If you’ve already configured VPN with the General Users certificate, you can register, issue, download and import a new Library certificate, and modify the existing TCP and UDP entries to use that certificate instead.

2.   Install the latest version.
Version 4.8 for Windows and 4.9 for OS X were released to on 4/18/2006.  The Mac version requires OS X 10.4.

3.   Mac OS X clients – manually set MTU value.
The Cisco 4.9 VPN client for OS X has a known bug that causes it to ignore the MTU (Maximum Transmission Unit size) value sent by Verizon’s network, preventing the VPN connection from being established.  Until Cisco releases a newer version of the client which fixes the problem, the workaround is to manually set the MTU value for your computer to 1400 by following the steps at  Be sure to change the settings for the adapter that you’re using (Ethernet or Wireless).  MTU changes to a wired Ethernet connection persist across reboots, but changes to wireless do not and need to be re-made after every reboot prior to making a VPN connection.

4.   Default to ‘Connect with TCP’
The instructions at default to connecting with UDP, but in many cases connecting with UDP does not work with DSL routers.  TCP introduces a small amount of network overhead which can make it slower than UDP, but is more likely to work from home.

5.   Disable any 3rd party firewall software, such as ZoneAlarm or Norton Security Suite.

6.   Temporarily disable the Windows Firewall.
If VPN works when Windows Firewall is disabled, confirm that your settings match what are outlined at

7.   Try multiple times.
In a few cases it has been reported that the first click of ‘Connect to VPN’ fails, but the 2nd or 3rd click, a second or two apart, succeeds.  If it doesn’t connect by the 3rd attempt, subsequent attempts are not likely to succeed.

8.   If this is a laptop, try establishing the VPN from on-campus.
If the same machine can establish a VPN from on-campus but not at home, this will assert that your VPN software and firewall settings are configured correctly, and the trouble is likely outside your computer, such as the DSL router.

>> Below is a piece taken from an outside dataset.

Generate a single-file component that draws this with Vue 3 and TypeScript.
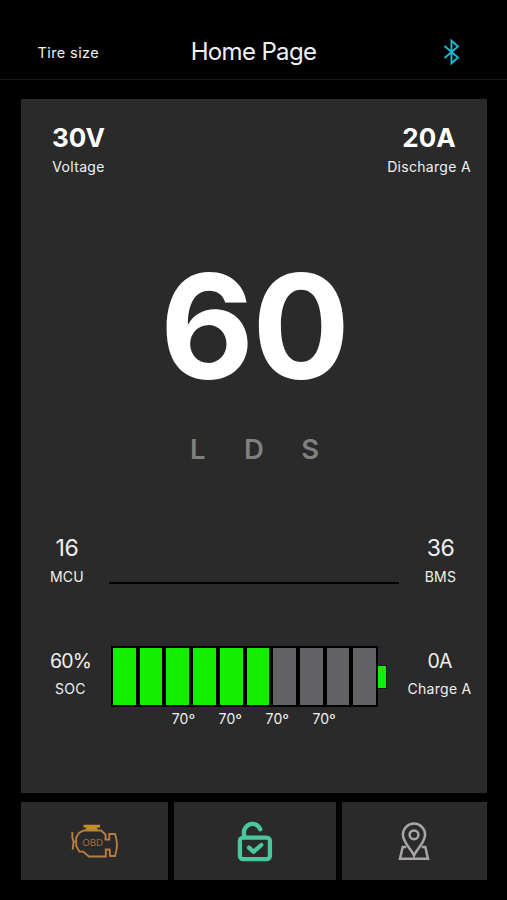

9.   (Where possible…) Connect directly to the DSL modem.
A pure DSL modem has one phone line input and only one Ethernet output.  Home networks might then include a separate router which allows multiple computers to share the single IP address provided to the modem via NAT- Network Address Translation.  If your network setup has discrete modem and router components, disconnect your router and attach the computer in question directly to the modem.  You may need to reboot both the modem and computer.  Once you confirm that you have a working network connection (ie: can access web pages), try establishing the VPN.  If it works, then the problem is likely with the router, which might be fixable via a firmware update to the router or configuration changes to the router’s integrated webpage.

Many new DSL modems provided by Verizon now integrate the modem, router, NAT, and a firewall into the same physical device, in which case it is not possible to connect directly to the modem.

10. Update DSL modem/router firmware.
Firmware is software embedded into the modem and acts as the modem’s operating system.  Firmware can be updated to fix bugs or add features.  In particular, the NAT software built into DSL modems may have settings or behaviors that interfere with VPN, which may be resolved with a firmware update.  How to update the firmware depends on the make and model of your modem.  Contact your ISP for instructions on updating your modem’s firmware.

11. Configure DSL modem firewall settings.
Some DSL modems include a firewall which may interfere with VPN.  Such firewalls can often be configured or disabled via the modem’s web administration interface.  The modem’s web address is the same as your home computer’s gateway address.  On OSX, look for the gateway address in the network system preferences.  On Windows, go to the Start menu, Run, CMD, and in the command window run ipconfig/all.  Then in a web browser enter that address.  For example:  If possible, try temporarily disabling the firewall entirely.  If that works, you can try re-enabling the firewall with the following ports open: UDP 62515, TCP 10000, UDP 4500, UDP 500.

12. Request a modem-only solution.
If you only have one computer at home, and it’s attached via Ethernet (as opposed to wireless), your ISP may be able to provide you with a modem-only DSL modem, as opposed to a modem that integrates router/NAT/firewall.